Hürriyet’in 28.07.2009 Trihli İnternet sayfasında Hande Yenerin sözlerini okudum. „bizim camiada çok lezbiyen ve gay var“ diyordu. Sanki çok gizli bir konuyu açıklıyor gibiydi. Oysa, lezbiyen yada gay olmak değil, insan olmak önemliydi. Danimarka’da yapılan organizenin de amacı buydu. Eşcinsellerin her insan gibi, normal yaşamaya, saldırıya uğramadan, rahatsız edilmeden yaşamaya, çalışmaya hakları vardı. Danimarka Eşcinseller Derneği Başkanı Uffe Elbaek,Danimarka’nın eşcinsellere evlenme hakkını tanıyan ilk ülke olduğunu hatırlatarak, eşcinsellerin sevme, sevilme ve insan haklarının tüm dünyada, Danimarka’da olduğu şekilde tanınması gerektiğini söyledi.

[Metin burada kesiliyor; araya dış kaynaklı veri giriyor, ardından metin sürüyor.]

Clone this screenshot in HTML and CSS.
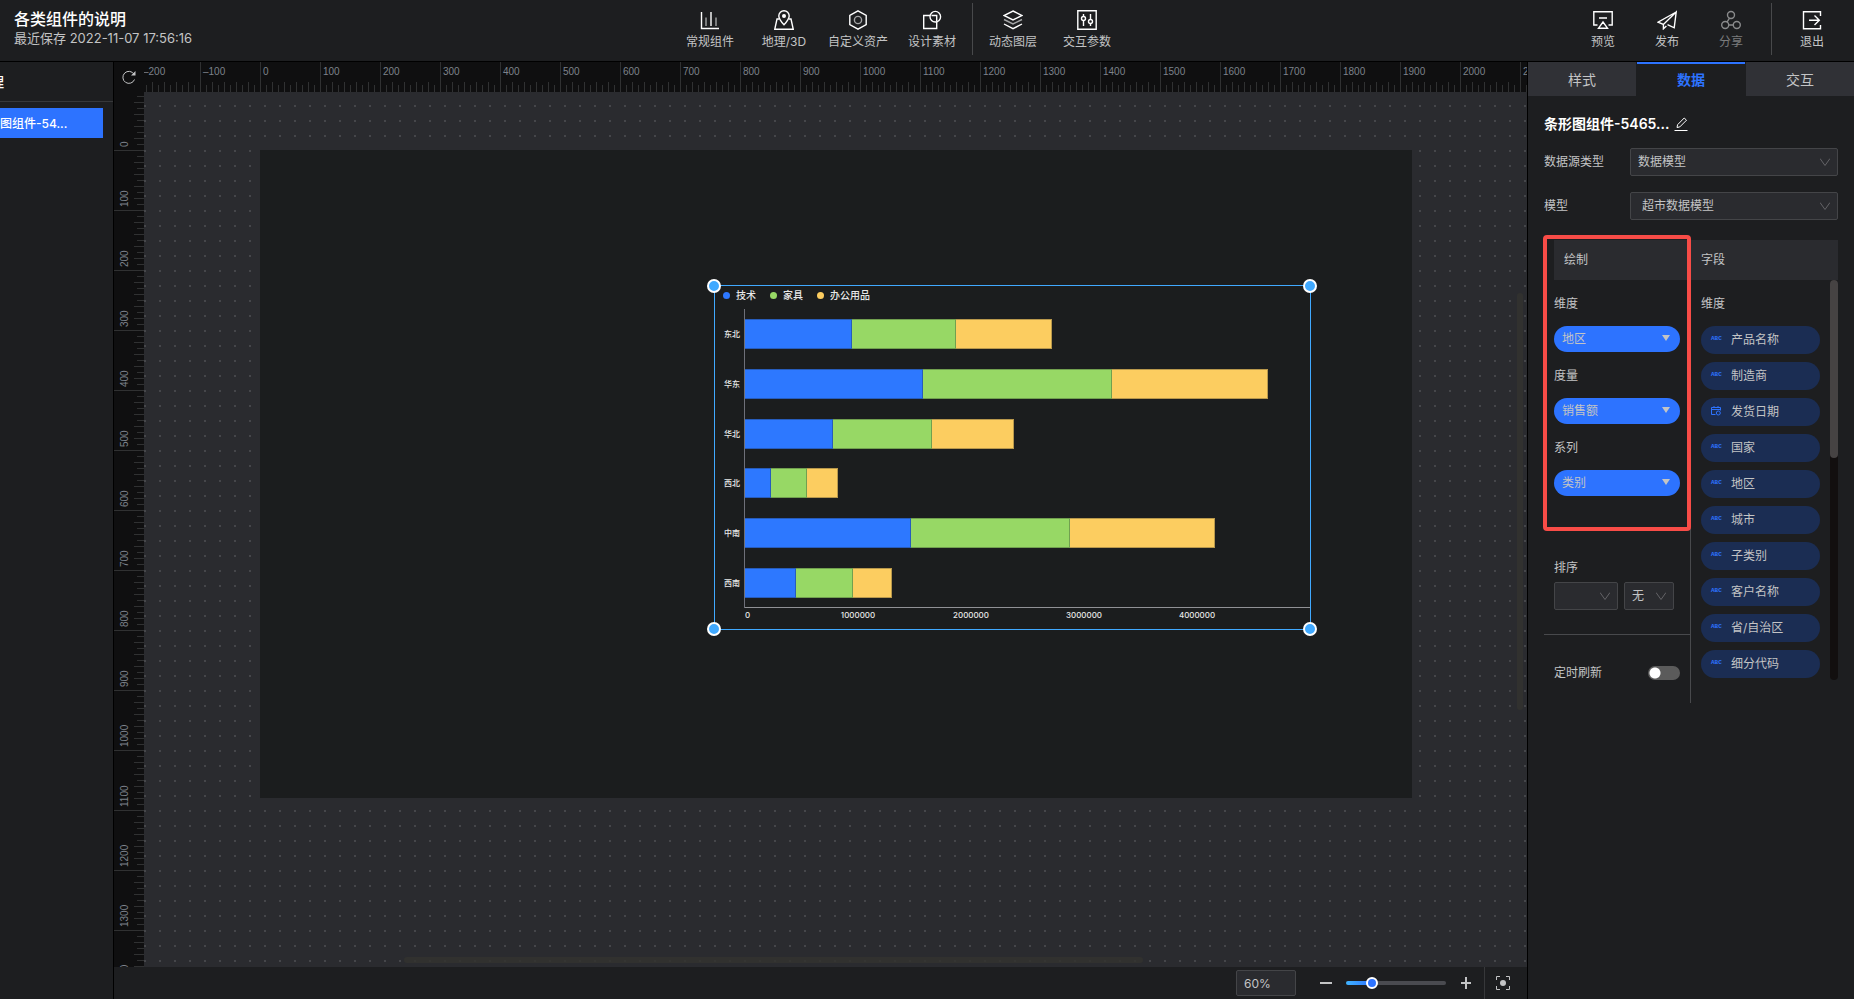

Danimarka’da Kraliçe Margrethe bile kraliyet kurallarını değiştirdi aynı cinsten eş olan kişileri saraya eşli olarak davet etmeye başladı. Danimarka eşcinsellere resmi evlilik yapma hakkını tanıyan ilk ülke oldu. Ayrıca çocuk edinme hakkı tanındı. Şimdi de kiliselerde evlenme hakkı verilmesi tartışılıyor. Umarım, bir gün bütün bu haklar tanınmasa bile AB’ye girmek isteyen bizim ülkemizde de eşcinseller en az Danimarka’daki kadar rahat yaşayabilirler.